Titolo: Destruction babies
Regia: Tetsuya Mariko
Anno: 2016
Paese: Giappone
Giudizio: 4/5

Mitsuhama, una noiosa cittadina portuale in Giappone. Abbandonati dai genitori, Taira e Shouta Ashiwara, due fratelli adolescenti, abitano in un cantiere navale in prossimità del mare. Taira si azzuffa spesso con studenti provenienti da altre parti della città, ma un giorno ha la peggio e scompare. Mentre Shouta lo cerca dappertutto, Taira, spinto dal proprio ego ostinato che rifiuta la sconfitta, si imbarca in un viaggio di violenza attraverso le strade della città, alla ricerca di altri contendenti da battere

Il film sembra una costola impazzita di Crow Zero II oppure Agitator, insomma quei missili disobbedienti e cult istantanei del maestro nipponico Mike Takashi che venero da ormai circa trent’anni avendo visto praticamente tutto tra rassegne e avendo avuto modo di conoscere di persona il maestro. Il cinema giapponese tra i primi in assoluto ha saputo consolidare l’arte di saper fare cinema che viene alle mani e che sa come picchiare e rendere realistiche scorribande giovanili e massacri tra appartenenti alla yakuza.
Tetsuya Mariko che non so in quali rapporti sia con Takashi, crea un suo mondo ibrido desolato dove l’esistenza sembra ormai una piaga e la noia e la disillusione diventano importanti scenari in cui imbastire e proliferare il proprio caos esistenziale interno. Il vuoto assoluto del protagonista, della società, che in Giappone assume proporzioni estreme, si esprime in un grido disperato verso il bisogno di essere vivi e Taira sceglierà di esprimere il suo disagio in una lotta impari contro chiunque attraversi la sua strada prima di impazzire del tutto e inquadrare un altro nemico “ovvero la donna“. Destruction babies è la deriva anche dei social dove tutto viene filmato e condiviso, dove il bisogno di mostrarsi passa sempre di più attraverso imprese ai limiti della legalità e del buon senso.
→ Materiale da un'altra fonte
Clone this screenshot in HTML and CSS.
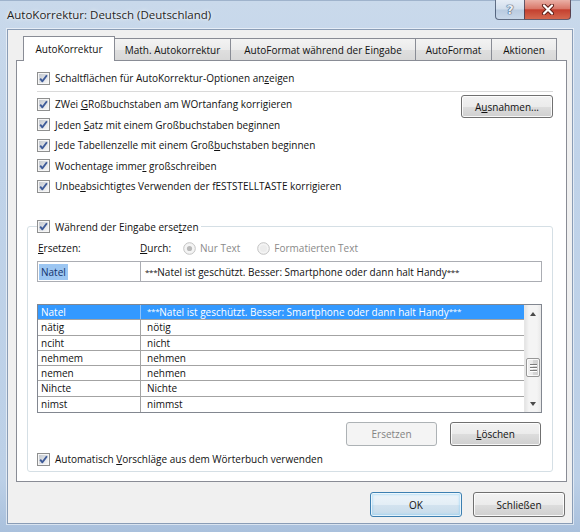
FILE: index.html
```html
<!DOCTYPE html>
<html lang="de">
<head>
<meta charset="utf-8">
<title>AutoKorrektur</title>
<link rel="stylesheet" href="styles.css">
</head>
<body>
<svg class="defs" width="0" height="0" aria-hidden="true">
  <defs>
    <linearGradient id="cbfill" x1="0" y1="0" x2="1" y2="1">
      <stop offset="0" stop-color="#c3c8cf"/>
      <stop offset="1" stop-color="#f7f7f7"/>
    </linearGradient>
    <symbol id="cb" viewBox="0 0 13 13">
      <rect x="0.5" y="0.5" width="12" height="12" fill="#f6f6f6" stroke="#8e8f8f"/>
      <rect x="2" y="2" width="9" height="9" fill="url(#cbfill)"/>
      <path d="M3.2 6.6 L5.4 9.3 L9.9 3.2" fill="none" stroke="#3d5a98" stroke-width="1.9" stroke-linejoin="round"/>
    </symbol>
    <symbol id="rb-on" viewBox="0 0 13 13">
      <circle cx="6.5" cy="6.5" r="5.8" fill="#f4f4f4" stroke="#c2c2c2"/>
      <circle cx="6.5" cy="6.5" r="2.6" fill="#b9b9b9"/>
    </symbol>
    <symbol id="rb-off" viewBox="0 0 13 13">
      <circle cx="6.5" cy="6.5" r="5.8" fill="#f4f4f4" stroke="#c2c2c2"/>
      <circle cx="6.5" cy="6.5" r="3.6" fill="#ececec"/>
    </symbol>
  </defs>
</svg>

<div class="window">
  <div class="titlebar">
    <span class="title">AutoKorrektur: Deutsch (Deutschland)</span>
    <div class="caption-buttons">
      <span class="cap-btn help">?</span>
      <span class="cap-btn close">
        <svg width="14" height="11" viewBox="0 0 14 11">
          <path d="M3 1.5 L11 9.5 M11 1.5 L3 9.5" stroke="#5a1b14" stroke-width="4" stroke-linecap="round"/>
          <path d="M3 1.5 L11 9.5 M11 1.5 L3 9.5" stroke="#ffffff" stroke-width="2.2" stroke-linecap="round"/>
        </svg>
      </span>
    </div>
  </div>

  <div class="client">
    <div class="tabs">
      <div class="tab tab-1 selected">AutoKorrektur</div>
      <div class="tab tab-2">Math. Autokorrektur</div>
      <div class="tab tab-3">AutoFormat während der Eingabe</div>
      <div class="tab tab-4">AutoFormat</div>
      <div class="tab tab-5">Aktionen</div>
    </div>

    <div class="panel">
      <div class="options">
        <div class="check-row"><svg class="cb"><use href="#cb"/></svg><span>Schaltflächen für AutoKorrektur-Optionen an<u>z</u>eigen</span></div>
        <div class="separator"></div>
        <div class="check-row"><svg class="cb"><use href="#cb"/></svg><span>ZWei <u>G</u>Roßbuchstaben am WOrtanfang korrigieren</span><button class="btn btn-exc">A<u>u</u>snahmen...</button></div>
        <div class="check-row"><svg class="cb"><use href="#cb"/></svg><span>Jeden <u>S</u>atz mit einem Großbuchstaben beginnen</span></div>
        <div class="check-row"><svg class="cb"><use href="#cb"/></svg><span>Jede Tabellenzelle mit einem Groß<u>b</u>uchstaben beginnen</span></div>
        <div class="check-row"><svg class="cb"><use href="#cb"/></svg><span>Wochentage imme<u>r</u> großschreiben</span></div>
        <div class="check-row"><svg class="cb"><use href="#cb"/></svg><span>Unbe<u>a</u>bsichtigtes Verwenden der fESTSTELLTASTE korrigieren</span></div>
      </div>

      <fieldset class="group">
        <legend class="group-title"><svg class="cb"><use href="#cb"/></svg><span>Während der Eingabe erse<u>t</u>zen</span></legend>

        <div class="labels">
          <span class="lbl-replace"><u>E</u>rsetzen:</span>
          <span class="lbl-with"><u>D</u>urch:</span>
          <span class="radio radio-first"><svg class="rb"><use href="#rb-on"/></svg><span>Nur Text</span></span>
          <span class="radio radio-second"><svg class="rb"><use href="#rb-off"/></svg><span>Formatierten Text</span></span>
        </div>

        <div class="inputs">
          <div class="textbox textbox-key"><span class="sel">Natel</span></div>
          <div class="textbox textbox-value"><span class="ast">***</span>Natel ist geschützt. Besser: Smartphone oder dann halt Handy<span class="ast">***</span></div>
        </div>

        <div class="list">
          <div class="list-rows">
            <div class="list-row selected"><span class="cell">Natel</span><span class="cell"><span class="ast">***</span>Natel ist geschützt. Besser: Smartphone oder dann halt Handy<span class="ast">***</span></span></div>
            <div class="list-row"><span class="cell">nätig</span><span class="cell">nötig</span></div>
            <div class="list-row"><span class="cell">nciht</span><span class="cell">nicht</span></div>
            <div class="list-row"><span class="cell">nehmem</span><span class="cell">nehmen</span></div>
            <div class="list-row"><span class="cell">nemen</span><span class="cell">nehmen</span></div>
            <div class="list-row"><span class="cell">Nihcte</span><span class="cell">Nichte</span></div>
            <div class="list-row"><span class="cell">nimst</span><span class="cell">nimmst</span></div>
          </div>
          <div class="scrollbar">
            <div class="sb-btn"><span class="arrow-up"></span></div>
            <div class="sb-track">
              <div class="sb-thumb"><span class="grip"></span><span class="grip"></span><span class="grip"></span></div>
            </div>
            <div class="sb-btn"><span class="arrow-down"></span></div>
          </div>
        </div>

        <div class="list-buttons">
          <button class="btn btn-list" disabled>Ersetzen</button>
          <button class="btn btn-list"><u>L</u>öschen</button>
        </div>

        <div class="check-row check-bottom"><svg class="cb"><use href="#cb"/></svg><span>Automatisch <u>V</u>orschläge aus dem Wörterbuch verwenden</span></div>
      </fieldset>
    </div>

    <div class="dialog-buttons">
      <button class="btn btn-dialog default">OK</button>
      <button class="btn btn-dialog">Schließen</button>
    </div>
  </div>
</div>
</body>
</html>
```
FILE: styles.css
```css
* { box-sizing: border-box; }

html, body {
  margin: 0;
  padding: 0;
}

body {
  width: 580px;
  height: 532px;
  overflow: hidden;
  font-family: "Open Sans", "Noto Sans", sans-serif;
  font-size: 10px;
  color: #111;
  background: #bfd2e8;
}

.defs {
  display: block;
  width: 0;
  height: 0;
  overflow: hidden;
}

u {
  text-decoration: underline;
  text-underline-offset: 1px;
}

.ast {
  font-size: 8px;
  line-height: 1;
  letter-spacing: -0.3px;
  vertical-align: 2px;
}

/* ---------- window frame ---------- */
.window {
  width: 580px;
  height: 532px;
  display: flex;
  flex-direction: column;
  padding: 0 7px 8px 7px;
  background: linear-gradient(180deg, #c9d9eb 0%, #c0d3e9 30%, #bcd0e7 90%, #a9c0dc 100%);
  border-top: 1px solid #9fb3cc;
}

.titlebar {
  height: 28px;
  flex: none;
  display: flex;
  align-items: flex-start;
}

.title {
  font-size: 11.5px;
  line-height: 16px;
  margin-top: 6px;
  color: #1e1e1e;
  text-shadow: 0 0 5px rgba(255, 255, 255, 0.9), 0 0 2px rgba(255, 255, 255, 0.8);
}

.caption-buttons {
  margin-left: auto;
  margin-right: 2px;
  margin-top: -1px;
  display: flex;
  height: 20px;
}

.cap-btn {
  height: 20px;
  display: flex;
  align-items: center;
  justify-content: center;
  border: 1px solid rgba(42, 58, 86, 0.7);
  border-top: none;
}

.help {
  width: 29px;
  border-right: none;
  border-radius: 0 0 0 4px;
  background: linear-gradient(180deg, #e6edf6 0%, #d2deec 48%, #b9cbe0 52%, #c9d8ea 100%);
  font-family: "DejaVu Sans", sans-serif;
  font-weight: bold;
  font-size: 13px;
  line-height: 1;
  color: #e9eff7;
  text-shadow: 0 0 1px #3b4f6e, 0 0 1px #3b4f6e, 0 0 1px #3b4f6e;
}

.close {
  width: 47px;
  border-radius: 0 0 4px 0;
  background: linear-gradient(180deg, #eab0a6 0%, #d9786a 45%, #c4402f 52%, #d4684f 100%);
}

/* ---------- client area ---------- */
.client {
  flex: 1;
  display: flex;
  flex-direction: column;
  background: #f0f0f0;
  border: 1px solid #8a9db6;
  box-shadow: 0 0 0 1px rgba(255, 255, 255, 0.55);
  padding: 6px 5px 6px 8px;
}

/* ---------- tabs ---------- */
.tabs {
  flex: none;
  height: 24px;
  display: flex;
  align-items: flex-end;
  margin-left: 7px;
}

.tab {
  height: 22px;
  margin-left: -1px;
  padding-top: 1px;
  display: flex;
  align-items: center;
  justify-content: center;
  border: 1px solid #898c95;
  border-bottom: none;
  background: linear-gradient(180deg, #f3f3f3 0%, #ebebeb 50%, #dfdfdf 51%, #d8d8d8 100%);
  white-space: nowrap;
}

.tab-1 { width: 92px; margin-left: 0; }
.tab-2 { width: 117px; }
.tab-3 { width: 186px; }
.tab-4 { width: 77px; }
.tab-5 { width: 66px; }

.tab.selected {
  height: 25px;
  margin-bottom: -1px;
  padding-top: 0;
  padding-bottom: 1px;
  background: #fff;
  position: relative;
  z-index: 1;
}

.panel {
  flex: 1;
  display: flex;
  flex-direction: column;
  background: #fff;
  border: 1px solid #898c95;
  padding-bottom: 9px;
}

/* ---------- checkbox rows ---------- */
.options {
  padding: 7px 13px 0 20px;
}

.check-row {
  display: flex;
  align-items: center;
  gap: 5px;
  height: 20.5px;
  white-space: nowrap;
}

.options .check-row:first-child {
  height: 20px;
}

.cb {
  width: 13px;
  height: 13px;
  flex: none;
}

.separator {
  height: 1px;
  background: #dadada;
  margin: 3px 0 2px;
}

/* ---------- buttons ---------- */
.btn {
  font-family: "Open Sans", "Noto Sans", sans-serif;
  font-size: 10px;
  color: #111;
  padding: 0;
  border: 1px solid #707070;
  border-radius: 3px;
  background: linear-gradient(180deg, #f2f2f2 0%, #ebebeb 50%, #dddddd 51%, #cfcfcf 100%);
  box-shadow: inset 0 0 0 1px rgba(255, 255, 255, 0.85);
}

.btn:disabled {
  color: #838383;
  border-color: #adb2b5;
  background: #f4f4f4;
  box-shadow: none;
}

.btn-exc {
  margin-left: auto;
  align-self: flex-start;
  margin-top: 1px;
  width: 92px;
  height: 23px;
}

.btn-list {
  width: 91px;
  height: 24px;
}

.btn-dialog {
  width: 92px;
  height: 25px;
}

.btn.default {
  border-color: #3c7fb1;
  box-shadow: inset 0 0 0 1px rgba(255, 255, 255, 0.7), inset 0 0 2px 2px rgba(130, 205, 245, 0.45);
  background: linear-gradient(180deg, #eef5fa 0%, #e3eef6 50%, #d3e3ef 51%, #c6dbea 100%);
}

/* ---------- group box ---------- */
.group {
  margin: 22.5px 13px 0 10px;
  padding: 0 10px 3px 9px;
  border: 1px solid #d5dfe5;
  border-radius: 3px;
  min-width: 0;
}

.group-title {
  display: flex;
  align-items: center;
  gap: 5px;
  height: 15px;
  padding: 0 2px 0 0;
  white-space: nowrap;
}

.labels {
  display: flex;
  align-items: center;
  height: 16px;
  margin-top: 6px;
  white-space: nowrap;
}

.lbl-replace {
  width: 103px;
  padding-left: 1px;
}

.radio {
  display: flex;
  align-items: center;
  gap: 4px;
  color: #8a8a8a;
}

.radio-first { margin-left: 12px; }
.radio-second { margin-left: 17px; }

.rb {
  width: 13px;
  height: 13px;
  flex: none;
}

.inputs {
  display: flex;
  height: 21px;
  margin-top: 5px;
}

.textbox {
  height: 21px;
  border: 1px solid #abadb3;
  background: #fff;
  display: flex;
  align-items: center;
  white-space: nowrap;
}

.textbox-key {
  width: 104px;
  padding-left: 1px;
}

.textbox-value {
  flex: 1;
  margin-left: -1px;
  padding-left: 4px;
}

.sel {
  background: #9cc6f2;
  color: #12316a;
  padding: 1px 2px;
}

/* ---------- list ---------- */
.list {
  height: 109px;
  margin-top: 22px;
  display: flex;
  border: 1px solid #828790;
  background: #fff;
}

.list-rows {
  flex: 1;
  display: flex;
  flex-direction: column;
  min-width: 0;
}

.list-row {
  display: grid;
  grid-template-columns: 103px 1fr;
  height: 15.3px;
  border-bottom: 1px solid #a3a3a3;
  line-height: 14px;
}

.list-row:last-child {
  border-bottom: none;
}

.cell {
  padding-left: 3px;
  white-space: nowrap;
}

.cell:first-child {
  border-right: 1px solid #a3a3a3;
}

.cell + .cell {
  padding-left: 6px;
}

.list-row.selected {
  background: #3399ff;
  color: #fff;
}

.list-row.selected .cell:first-child {
  border-right-color: #8fc4fb;
}

.scrollbar {
  width: 17px;
  flex: none;
  display: flex;
  flex-direction: column;
  background: linear-gradient(90deg, #e4e4e4 0%, #f4f4f4 25%, #f4f4f4 75%, #e8e8e8 100%);
  border-left: 1px solid #e6e6e6;
}

.sb-btn {
  height: 17px;
  flex: none;
  display: flex;
  align-items: center;
  justify-content: center;
}

.arrow-up,
.arrow-down {
  width: 0;
  height: 0;
  border-left: 3.5px solid transparent;
  border-right: 3.5px solid transparent;
}

.arrow-up { border-bottom: 4px solid #4a4a4a; }
.arrow-down { border-top: 4px solid #4a4a4a; }

.sb-track {
  flex: 1;
  padding: 0 1px;
}

.sb-thumb {
  margin-top: 36px;
  height: 19px;
  border: 1px solid #979797;
  border-radius: 2px;
  background: linear-gradient(90deg, #f3f3f3 0%, #e8e8e8 50%, #d6d6d6 51%, #d0d0d0 100%);
  box-shadow: inset 0 0 0 1px rgba(255, 255, 255, 0.8);
  display: flex;
  flex-direction: column;
  justify-content: center;
  align-items: center;
  gap: 2px;
}

.grip {
  width: 7px;
  height: 1px;
  background: #7b7b7b;
  box-shadow: 0 1px 0 #fff;
}

/* ---------- lower controls ---------- */
.list-buttons {
  display: flex;
  justify-content: flex-end;
  gap: 13px;
  margin-top: 9px;
  padding-right: 1px;
}

.check-bottom {
  height: 18px;
  margin-top: 4px;
}

.dialog-buttons {
  flex: none;
  display: flex;
  justify-content: flex-end;
  gap: 11px;
  margin-top: 10px;
  padding-right: 2px;
}
```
Dove ormai i like richiedono prove estreme di sacrificio o di brutalità e in questo caso la seconda parte del film, quando interviene quello che poi diventa il co-protagonista, il suo seguace Yuya che impazzirà del tutto, allarga la metafora del film inquadrando altri obbiettivi e diventando ancora più brutale nella sua desamina di un vuoto culturale e di un abbandono fisico e sociale in cui il governo è il primo responsabile.
Il germe della follia una volta che attecchisce può portare altri individui repressi ad esplodere? Ebbene sì e il cinema nipponico c’è lo ricorda di continuo.